The mortar with little white specks embedded is original material:

The clean yellowish mortar is recreated by the modern parks service:









We had an excellent time walking around and photographing and looking out across the canyon.

The climb back up was a pleasant series of staircase switch backs with occasional shade and benches to catch your breath. 6600 feet isn’t as high as we have been but in 100 degrees the altitude e affects some more than others. 

Not everyone was as taken with the magnificence of the place:

Rusty was ready for some poking around the parking lot while Layne made lunch.

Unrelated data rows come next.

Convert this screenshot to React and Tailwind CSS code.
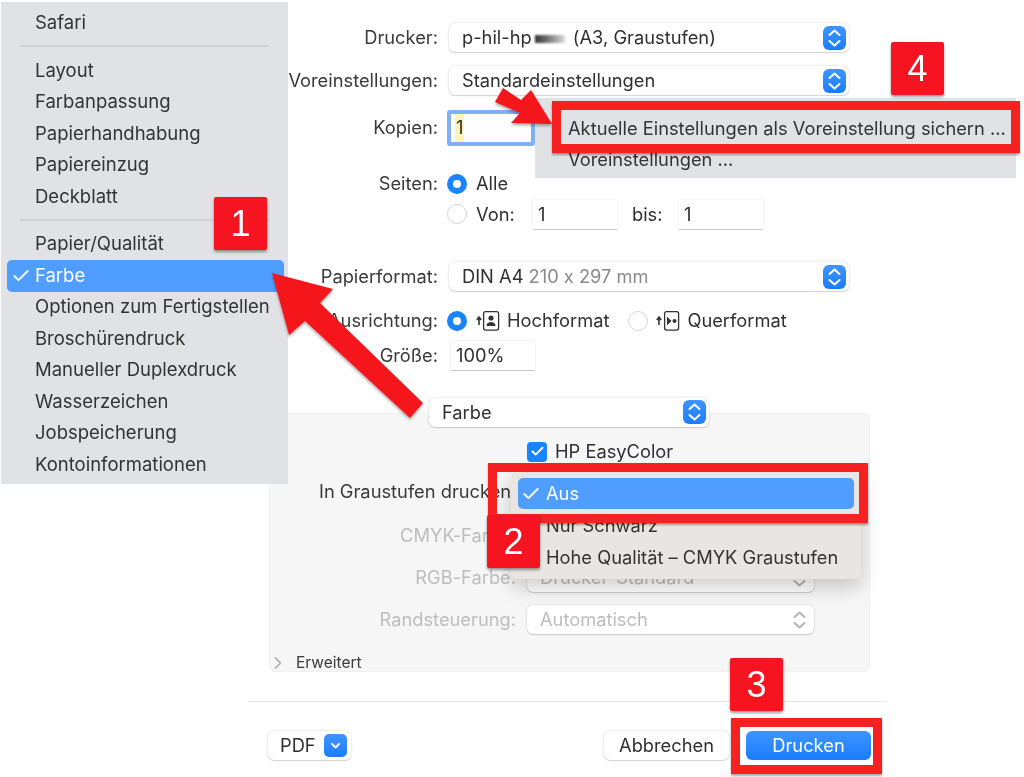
import { Check, ChevronRight } from "lucide-react";

function Stepper({ muted }) {
  return (
    <svg width="23" height="24" viewBox="0 0 23 24" fill="none" strokeWidth="2" strokeLinecap="round" strokeLinejoin="round" stroke={muted ? "#b5b5b5" : "#ffffff"}>
      <path d="M6.5 9 11.5 4.5 16.5 9" />
      <path d="M6.5 15 11.5 19.5 16.5 15" />
    </svg>
  );
}

function Select({ className, children, muted }) {
  return (
    <div className={`flex h-[29px] items-center justify-between rounded-[6px] bg-white pl-[13px] pr-[3px] shadow-[0_0_2px_rgba(0,0,0,0.22),0_1px_1px_rgba(0,0,0,0.12)] ${className}`}>
      <span className={`text-[18.3px] whitespace-nowrap ${muted ? "text-[#bdbdbd]" : "text-[#303030]"}`}>{children}</span>
      {muted ? (
        <Stepper muted />
      ) : (
        <span className="flex h-[24px] w-[23px] items-center justify-center rounded-[6px] bg-gradient-to-b from-[#3d95ff] to-[#1a7cff]">
          <Stepper />
        </span>
      )}
    </div>
  );
}

function Row({ label, className = "", children }) {
  return (
    <div className={`flex items-center ${className}`}>
      <div className="w-[190px] shrink-0 text-right text-[18.3px] whitespace-nowrap text-[#3a3a3a]">{label}</div>
      <div className="ml-[11px] flex items-center">{children}</div>
    </div>
  );
}

function Radio({ on, className = "" }) {
  return on ? (
    <span className={`block h-[20px] w-[20px] shrink-0 rounded-full border-[6px] border-[#1a84ff] bg-white ${className}`} />
  ) : (
    <span className={`block h-[20px] w-[20px] shrink-0 rounded-full border border-[#d5d5d5] bg-white ${className}`} />
  );
}

function Field({ className, children }) {
  return (
    <div className={`flex h-[29px] items-center bg-white px-[5px] text-[18.3px] text-[#303030] shadow-[0_0_1px_rgba(0,0,0,0.25),0_1px_0_rgba(0,0,0,0.18)] ${className}`}>
      {children}
    </div>
  );
}

function Orientation({ landscape }) {
  return (
    <svg width="24" height="22" viewBox="0 0 24 22" fill="none" className="shrink-0">
      <path d="M3 15V8M.8 10 3 7 5.2 10" stroke="#333" strokeWidth="1.6" />
      {landscape ? (
        <>
          <rect x="8.6" y="1.6" width="14" height="18.5" rx="2" stroke="#333" strokeWidth="1.3" />
          <path d="M11 6.5v9l4.5-4.5z" fill="#333" />
          <circle cx="18.5" cy="11" r="2" fill="#333" />
        </>
      ) : (
        <>
          <rect x="7.6" y="1.6" width="15" height="18.5" rx="2" stroke="#333" strokeWidth="1.3" />
          <circle cx="15" cy="8" r="2.6" fill="#333" />
          <path d="M10.5 16c0-3 2-4 4.5-4s4.5 1 4.5 4z" fill="#333" />
        </>
      )}
    </svg>
  );
}

function Badge({ className, children }) {
  return (
    <div className={`absolute flex h-[53px] w-[53px] items-center justify-center rounded-[2px] bg-[#f5141f] font-['Liberation_Sans'] text-[36px] text-white shadow-[0_2px_3px_rgba(0,0,0,0.4)] ${className}`}>
      {children}
    </div>
  );
}

function Frame({ className }) {
  return <div className={`absolute border-[9px] border-[#f62222] shadow-[0_2px_2px_rgba(0,0,0,0.35)] ${className}`} />;
}

const menuGroups = [
  ["Safari"],
  ["Layout", "Farbanpassung", "Papierhandhabung", "Papiereinzug", "Deckblatt"],
  ["Papier/Qualität", "Farbe", "Optionen zum Fertigstellen", "Broschürendruck", "Manueller Duplexdruck", "Wasserzeichen", "Jobspeicherung", "Kontoinformationen"],
];

function SideMenu() {
  return (
    <div className="absolute left-[1px] top-[2px] h-[482px] w-[287px] bg-[#e1e2e5] pt-[5.5px] text-[18.5px] text-[#333]">
      {menuGroups.map((group, i) => (
        <div key={i}>
          {i > 0 && <div className="mx-[19px] mb-[8px] mt-[6px] h-[2px] bg-[#d0d1d4]" />}
          {group.map((item) =>
            item === "Farbe" ? (
              <div key={item} className="ml-[6px] mr-[4px] flex h-[31.5px] items-center rounded-[5px] bg-[#4f9eff] text-white">
                <Check size={20} strokeWidth={2.2} className="ml-[4px] mr-[4px]" />
                {item}
              </div>
            ) : (
              <div key={item} className="flex h-[31.5px] items-center pl-[34px] whitespace-nowrap">
                {item}
              </div>
            )
          )}
        </div>
      ))}
    </div>
  );
}

function ColorPanel() {
  return (
    <div className="relative ml-[21px] mt-[-14px] h-[259px] w-[601px] rounded-[6px] border border-[#f0f0f0] bg-[#f6f6f6] text-[18.3px]">
      <div className="ml-[257px] mt-[27px] flex h-[22px] items-center gap-[8px] text-[#303030]">
        <span className="flex h-[20px] w-[20px] items-center justify-center rounded-[4px] bg-[#1a84ff]">
          <Check size={15} strokeWidth={3} color="#fff" />
        </span>
        HP EasyColor
      </div>
      <div className="ml-[49px] mt-[15px] whitespace-nowrap text-[#3a3a3a]">In Graustufen drucken</div>
      <div className="mt-[16px] flex flex-col gap-[13px]">
        {[
          ["CMYK-Farbe:", "Drucker-Standard"],
          ["RGB-Farbe:", "Drucker-Standard"],
          ["Randsteuerung:", "Automatisch"],
        ].map(([label, value]) => (
          <div key={label} className="flex items-center">
            <div className="w-[246px] text-right whitespace-nowrap text-[#bdbdbd]">{label}</div>
            <Select muted className="ml-[11px] w-[287px] bg-[#fbfbfb] pl-[12px] shadow-[0_0_2px_rgba(0,0,0,0.12)]">{value}</Select>
          </div>
        ))}
      </div>
      <div className="absolute bottom-[-2px] left-[-2px] flex h-[20px] items-center text-[15.5px] text-[#3a3a3a]">
        <ChevronRight size={20} color="#aaa" />
        <span className="ml-[8px]">Erweitert</span>
      </div>
    </div>
  );
}

function Dialog() {
  return (
    <div className="ml-[248px] w-[638px] pt-[23px]">
      <Row label="Drucker:">
        <Select className="w-[400px]">
          p-hil-hp<span className="mx-[3px] inline-block h-[8px] w-[30px] translate-y-[-1px] bg-gradient-to-r from-[#333] to-[#ddd] blur-[1px]" /> (A3, Graustufen)
        </Select>
      </Row>
      <Row label="Voreinstellungen:" className="mt-[14px]">
        <Select className="w-[400px]">Standardeinstellungen</Select>
      </Row>
      <Row label="Kopien:" className="mt-[15px]">
        <div className="ml-[-2px] flex h-[36px] w-[88px] items-center rounded-[3px] border-[4px] border-[#7fb0f5] bg-white pl-[4px] text-[18.3px] text-[#303030]">
          <span className="bg-[#fdf5b8] px-[1px]">1</span>
        </div>
      </Row>
      <Row label="Seiten:" className="mt-[24px]">
        <Radio on className="ml-[-2px]" />
        <span className="ml-[9px] text-[18.3px] text-[#303030]">Alle</span>
      </Row>
      <div className="ml-[199px] mt-[6px] flex h-[22px] items-center text-[18.3px] text-[#303030]">
        <Radio />
        <span className="ml-[9px] w-[57px]">Von:</span>
        <Field className="w-[84px]">1</Field>
        <span className="ml-[15px] w-[47px]">bis:</span>
        <Field className="w-[84px]">1</Field>
      </div>
      <Row label="Papierformat:" className="mt-[37px]">
        <Select className="w-[400px]">
          DIN A4 <span className="text-[#8a8a8a]">210 x 297 mm</span>
        </Select>
      </Row>
      <Row label="Ausrichtung:" className="mt-[16px]">
        <Radio on className="ml-[-2px]" />
        <span className="ml-[9px] flex">
          <Orientation />
        </span>
        <span className="ml-[7px] text-[18.3px] text-[#303030]">Hochformat</span>
        <Radio className="ml-[19px]" />
        <span className="ml-[8px] flex">
          <Orientation landscape />
        </span>
        <span className="ml-[7px] text-[18.3px] text-[#303030]">Querformat</span>
      </Row>
      <Row label="Größe:" className="mt-[6px]">
        <Field className="ml-[2px] w-[84px]">100%</Field>
      </Row>
      <div className="relative z-10 ml-[181px] mt-[28px] w-[280px]">
        <Select className="w-[280px]">Farbe</Select>
      </div>
      <ColorPanel />
      <div className="mt-[29px] h-[1px] bg-[#e4e4e4]" />
      <div className="mt-[29px] flex items-center pl-[20px] pr-[15px] text-[18.3px] text-[#303030]">
        <div className="flex h-[29px] w-[83px] items-center justify-between rounded-[6px] bg-white pl-[12px] pr-[4px] shadow-[0_0_2px_rgba(0,0,0,0.22),0_1px_1px_rgba(0,0,0,0.12)]">
          PDF
          <span className="flex h-[23px] w-[23px] items-center justify-center rounded-[5px] bg-gradient-to-b from-[#3d95ff] to-[#1a7cff]">
            <svg width="13" height="13" viewBox="0 0 13 13" fill="none" stroke="#fff" strokeWidth="2" strokeLinecap="round" strokeLinejoin="round"><path d="M3 5l3.5 3.5L10 5" /></svg>
          </span>
        </div>
        <div className="ml-auto flex h-[29px] w-[125px] items-center justify-center rounded-[6px] bg-white shadow-[0_0_2px_rgba(0,0,0,0.22),0_1px_1px_rgba(0,0,0,0.12)]">
          Abbrechen
        </div>
        <div className="ml-[17px] flex h-[29px] w-[125px] items-center justify-center rounded-[6px] bg-gradient-to-b from-[#3d95ff] to-[#1a7cff] text-white">
          Drucken
        </div>
      </div>
    </div>
  );
}

export default function App() {
  return (
    <div className="relative h-[777px] w-[1024px] overflow-hidden bg-white font-['Inter','Liberation_Sans',sans-serif] blur-[0.3px] [font-feature-settings:'calt'_0]">
      <Dialog />
      <SideMenu />

      {/* Popup from Voreinstellungen */}
      <div className="absolute left-[535px] top-[98px] h-[80px] w-[481px] bg-[#e1e2e5] pl-[33px] pt-[15px] text-[18.3px] text-[#333]">
        <div className="flex h-[31px] items-center whitespace-nowrap">Aktuelle Einstellungen als Voreinstellung sichern ...</div>
        <div className="flex h-[32px] items-center whitespace-nowrap">Voreinstellungen ...</div>
      </div>

      {/* Popup from In Graustufen drucken */}
      <div className="absolute left-[511px] top-[472px] h-[107px] w-[350px] rounded-[6px] bg-[#e9e5e2] px-[7px] pt-[6px] text-[18.3px] text-[#333] shadow-[0_8px_20px_rgba(0,0,0,0.2)]">
        <div className="flex h-[31px] items-center rounded-[5px] bg-[#4f9eff] text-white">
          <Check size={20} strokeWidth={2.2} className="ml-[3px] mr-[5px]" />
          Aus
        </div>
        <div className="mt-[1px] flex h-[32px] items-center pl-[28px]">Nur Schwarz</div>
        <div className="flex h-[31px] items-center pl-[28px] whitespace-nowrap">Hohe Qualität – CMYK Graustufen</div>
      </div>

      {/* Annotations */}
      <svg className="absolute inset-0" width="1024" height="777" viewBox="0 0 1024 777">
        <defs>
          <filter id="arrowShadow" x="-10%" y="-10%" width="120%" height="120%">
            <feDropShadow dx="0" dy="2" stdDeviation="1.5" floodColor="#000" floodOpacity="0.35" />
          </filter>
        </defs>
        <polygon filter="url(#arrowShadow)" fill="#f5141f" points="272,273 333,289 320,303 423,403 410,418 305,321 289,335" />
        <polygon filter="url(#arrowShadow)" fill="#f5141f" points="503,88 521,100 531,90 552,124 511,123 520,113 495,102" />
      </svg>
      <Frame className="left-[552px] top-[101px] h-[52px] w-[468px]" />
      <Frame className="left-[488px] top-[463px] h-[60px] w-[380px]" />
      <Frame className="left-[731px] top-[718px] h-[56px] w-[151px]" />
      <Badge className="left-[214px] top-[197px]">1</Badge>
      <Badge className="left-[487px] top-[515px]">2</Badge>
      <Badge className="left-[730px] top-[658px]">3</Badge>
      <Badge className="left-[891px] top-[42px]">4</Badge>
    </div>
  );
}
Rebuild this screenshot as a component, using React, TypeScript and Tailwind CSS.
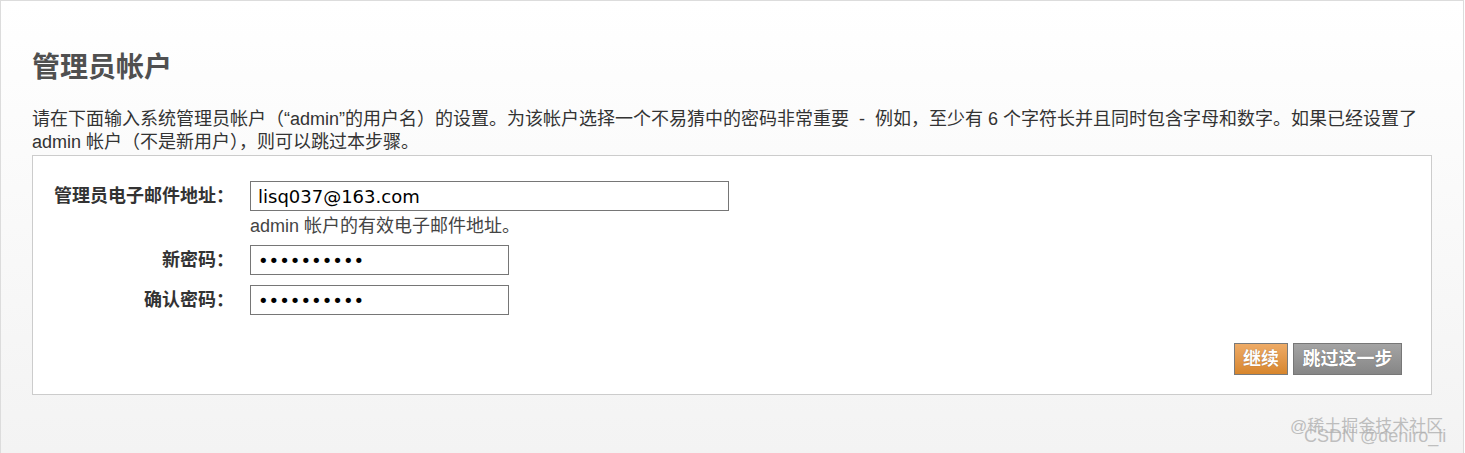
import React from "react";

const cjk = "font-['Liberation_Sans','Noto_Sans_CJK_SC',sans-serif]";

function Row({ label, children }: { label: string; children: React.ReactNode }) {
  return (
    <div className="flex items-center">
      <div className="w-[201px] shrink-0 text-right text-[18px] font-bold leading-[30px] text-[#333]">{label}</div>
      <div className="ml-[16px]">{children}</div>
    </div>
  );
}

export default function App() {
  return (
    <div
      className={`relative w-[1464px] h-[453px] overflow-hidden border-l border-t border-r border-[#dcdcdc] bg-gradient-to-b from-[#ffffff] to-[#f3f3f3] px-[31px] ${cjk}`}
    >
      <h1 className="mt-[50px] text-[28px] font-bold leading-[34px] text-[#505050]">管理员帐户</h1>
      <p className="mt-[23px] text-[18px] leading-[23px] text-[#333]">
        请在下面输入系统管理员帐户（“admin”的用户名）的设置。为该帐户选择一个不易猜中的密码非常重要 &nbsp;-&nbsp; 例如，至少有 6 个字符长并且同时包含字母和数字。如果已经设置了
        <br />
        admin 帐户（不是新用户），则可以跳过本步骤。
      </p>
      <div className="mt-[1px] border border-[#cccccc] bg-white pt-[25px] pb-[19px] pr-[29px]">
        <Row label="管理员电子邮件地址：">
          <input
            readOnly
            value="lisq037@163.com"
            className="block h-[30px] w-[479px] border border-[#767676] bg-white px-[7px] text-[18px] text-black outline-none font-['DejaVu_Sans',sans-serif]"
          />
        </Row>
        <div className="ml-[217px] mt-[3px] text-[18px] leading-[24px] text-[#444]">admin 帐户的有效电子邮件地址。</div>
        <div className="mt-[7px]">
          <Row label="新密码：">
            <input
              readOnly
              type="password"
              value="1234567890"
              className="block h-[30px] w-[259px] border border-[#767676] bg-white px-[7px] text-[18px] text-black outline-none font-['DejaVu_Sans',sans-serif]"
            />
          </Row>
        </div>
        <div className="mt-[10px]">
          <Row label="确认密码：">
            <input
              readOnly
              type="password"
              value="1234567890"
              className="block h-[30px] w-[259px] border border-[#767676] bg-white px-[7px] text-[18px] text-black outline-none font-['DejaVu_Sans',sans-serif]"
            />
          </Row>
        </div>
        <div className="mt-[28px] flex justify-end gap-[5px]">
          <button className="h-[32px] w-[54px] border border-[#7a7a7a] bg-gradient-to-b from-[#eeab66] to-[#d7862c] text-[18px] font-bold leading-[30px] text-white [text-shadow:0_0_1px_rgba(0,0,0,0.35)]">
            继续
          </button>
          <button className="h-[32px] w-[109px] border border-[#777] bg-gradient-to-b from-[#a4a4a4] to-[#868686] text-[18px] font-bold leading-[30px] text-white [text-shadow:0_0_1px_rgba(0,0,0,0.35)]">
            跳过这一步
          </button>
        </div>
      </div>
      <div className="absolute left-[1289px] top-[415px] text-[17px] leading-[22px] text-[#bdbdbd] whitespace-nowrap">@稀土掘金技术社区</div>
      <div className="absolute left-[1303px] top-[424px] text-[18px] leading-[22px] text-[#b0b0b0]/80 whitespace-nowrap">CSDN @deniro_li</div>
    </div>
  );
}
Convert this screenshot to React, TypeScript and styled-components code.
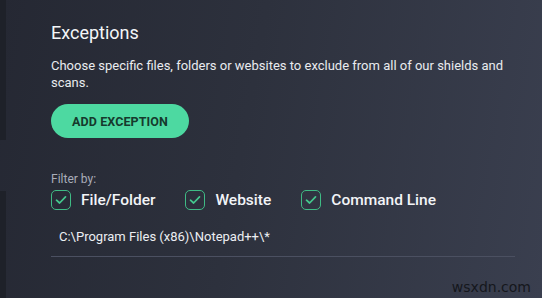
import styled, { createGlobalStyle } from "styled-components";

const GlobalStyle = createGlobalStyle`
  html, body {
    margin: 0;
    padding: 0;
    background: #2b2f3b;
  }
  * {
    box-sizing: border-box;
  }
`;

const Screen = styled.div`
  position: relative;
  display: flex;
  width: 542px;
  height: 298px;
  overflow: hidden;
  background: linear-gradient(100deg, #252833 0%, #2d313d 45%, #3a3f4f 100%);
  font-family: Roboto, "Liberation Sans", Arial, sans-serif;
`;

const Rail = styled.div`
  display: flex;
  flex-direction: column;
  width: 6px;
  flex-shrink: 0;
`;

const RailPiece = styled.div<{ $h: number; $dark: boolean }>`
  height: ${(p) => p.$h}px;
  background: ${(p) => (p.$dark ? "#1e2129" : "transparent")};
`;

const Content = styled.div`
  display: flex;
  flex-direction: column;
  padding: 21px 0 0 45px;
  width: 509px;
`;

const Title = styled.h1`
  margin: 0;
  font-size: 18px;
  font-weight: 400;
  color: #f4f6f8;
  line-height: 24px;
`;

const Description = styled.p`
  margin: 12px 0 0;
  font-size: 13px;
  line-height: 17px;
  color: #e9ebef;
  max-width: 460px;
`;

const PrimaryButton = styled.button`
  margin-top: 13px;
  width: 138px;
  height: 34px;
  border: none;
  border-radius: 17px;
  background: #4dd9a1;
  color: #163a2d;
  font-family: inherit;
  font-size: 12.5px;
  font-weight: 700;
  letter-spacing: 0.1px;
  cursor: pointer;
`;

const FilterLabel = styled.div`
  margin-top: 34px;
  font-size: 12px;
  line-height: 14px;
  color: #a9adb9;
`;

const FilterRow = styled.div`
  display: flex;
  align-items: center;
  gap: 30px;
  margin-top: 4px;
`;

const Option = styled.label`
  display: flex;
  align-items: center;
  gap: 10px;
  font-size: 15.5px;
  font-weight: 500;
  color: #f2f4f7;
`;

const Box = styled.span`
  display: flex;
  align-items: center;
  justify-content: center;
  width: 20px;
  height: 20px;
  border: 1.5px solid #3fbb85;
  border-radius: 5px;
`;

const PathRow = styled.div`
  margin-top: 18px;
  padding: 0 0 11px 8px;
  width: 464px;
  border-bottom: 1px solid #4b5061;
  font-size: 13px;
  line-height: 17px;
  color: #eceef2;
`;

const Watermark = styled.div`
  position: absolute;
  right: 11px;
  bottom: 3px;
  font-family: "DejaVu Sans", Verdana, sans-serif;
  font-size: 14px;
  color: #15171c;
`;

function Check() {
  return (
    <svg width="12" height="10" viewBox="0 0 12 10">
      <path
        d="M1.5 5.2 L4.6 8 L10.5 1.8"
        fill="none"
        stroke="#44c98e"
        strokeWidth="1.7"
        strokeLinecap="round"
        strokeLinejoin="round"
      />
    </svg>
  );
}

const filters = ["File/Folder", "Website", "Command Line"];

export default function App() {
  return (
    <>
      <GlobalStyle />
      <Screen>
        <Rail>
          <RailPiece $h={140} $dark />
          <RailPiece $h={51} $dark={false} />
          <RailPiece $h={107} $dark />
        </Rail>
        <Content>
          <Title>Exceptions</Title>
          <Description>
            Choose specific files, folders or websites to exclude from all of our shields and scans.
          </Description>
          <div>
            <PrimaryButton>ADD EXCEPTION</PrimaryButton>
          </div>
          <FilterLabel>Filter by:</FilterLabel>
          <FilterRow>
            {filters.map((f) => (
              <Option key={f}>
                <Box>
                  <Check />
                </Box>
                {f}
              </Option>
            ))}
          </FilterRow>
          <PathRow>C:\Program Files (x86)\Notepad++\*</PathRow>
        </Content>
        <Watermark>wsxdn.com</Watermark>
      </Screen>
    </>
  );
}
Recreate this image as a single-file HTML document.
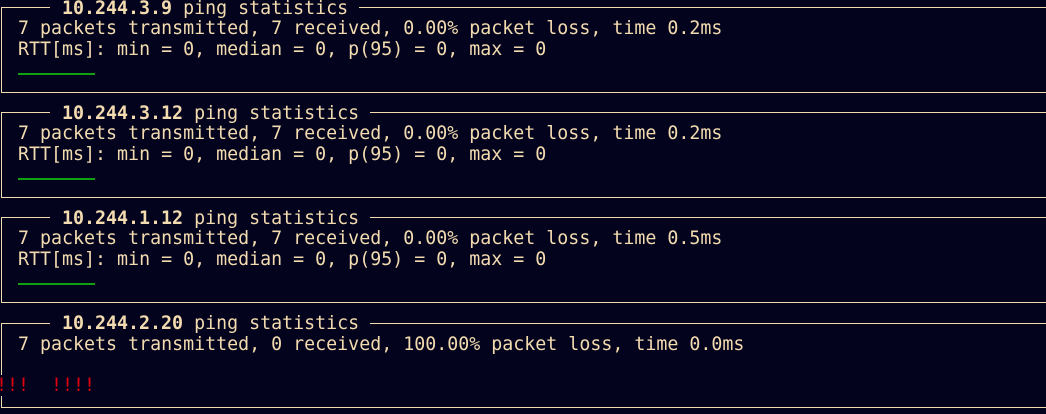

On the way back to Flagstaff we saw lots of dispersed camping possibilities in the woods as most of this is public land thus is quite amazingly available. There were also signs of people living by the side of the road. They reminded me of people living on boats at anchor off Key West, not sailors or boaters but just working poor keeping a toehold in paradise. I like traveling so I think of myself as a nomad rather than a parked van dweller. I’m not sure the workaday world notices the difference.

Stop!was the command from the navigator’s seat as Starbucks flashed into view. She got herself a green chai latte (I think that’s what it’s called) but hey gave it to her cold not hot. To her credit she came out smiling rough her mask and shrugged. Six months in Mexico have reduced her expectations of perfection. Long may it last.

Flagstaff is a pretty little town with a university and the usual accompanying bars restaurants and outdoorsy youngsters looking dressed for the wilderness. 

We were headed down the hill on I-17 the free way reduced to one lane for miles because no road work was actually underway.


And so home.  Thanks Amazon for giving us time to have a look around!